Pare the elephant was less than a year-old when he arrived at the Sheldrick Wildlife Trust in Kenya in 2016. A suspected victim of poaching, he arrived emaciated and riddled with parasites, according to the Trust. The Sheldrick Wildlife Trust operates an orphan elephant rescue and wildlife rehabilitation program, and their keepers took Pare under their care. But the baby elephant also found a friend and companion in another orphaned elephant. Ten years his senior, Zurura began to play big brother to Pare, and their heartwarming story has touched hearts on social media.
After sharing a picture of the adoptive siblings on Twitter last month, the Sheldrick Wildlife Trust took to Facebook on Monday to reveal more details of their heartwarming story.

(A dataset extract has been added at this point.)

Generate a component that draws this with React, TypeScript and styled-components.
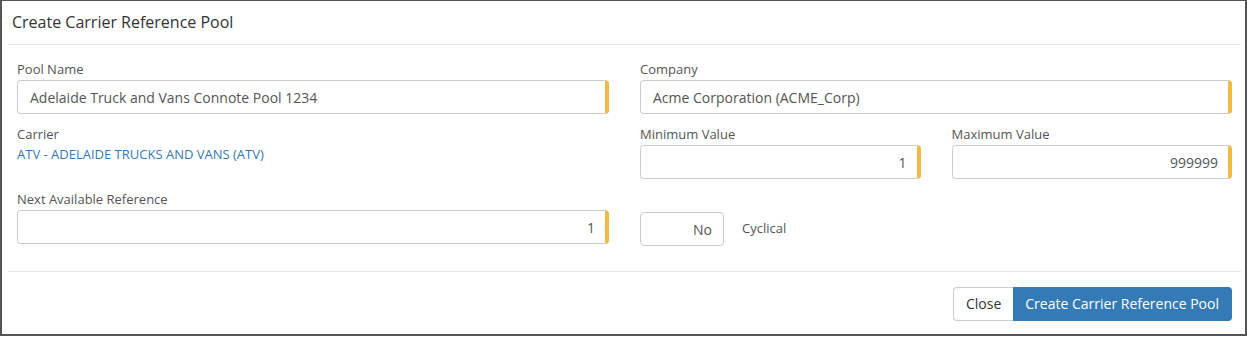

According to the Trust, Pare was brought to their rescue centre four years ago. "It took a long time for his condition to improve, however, thanks to his strong will to live and the round-the-clock specialist care he received from his Keepers, he regained his health and, in December 2018, he graduated to our Ithumba Reintegration Unit, following in the footsteps of many rescued orphans that went before him, including Zurura," they wrote.
The Ithumba Reintegration Unit is situated close to the Tsavo East National Park in Kenya. It is home to older dependent orphaned elephants, aged three and over, who are transitioning to a fully independent life in the wild.
By the time Pare arrived at Ithumba Reintegration Unit, Zurura had already transitioned back to the wild, but the 14-year-old elephant kept coming back to the unit to spend time with other orphaned elephants there. These visits thrilled Pare, who found a big brother in the older elephant.
"Zurura clearly loves the chance to play a 'big brother' role to Pare and all of the Ithumba herd too," the Trust wrote while sharing a photo of the two elephants together. The photo shows Pare looking up adoringly at his adoptive big brother.
Their Facebook post has touched hearts on the social media platform and gone viral with over 11,000 'reactions' and nearly 900 'shares'.
"Elephants are amazing. Why can't people be as kind and nurturing to each other," wrote one person in the comments section.
"This truly made my day," said another, while a third commenter wrote: "Ahhh that baby adores the big guy."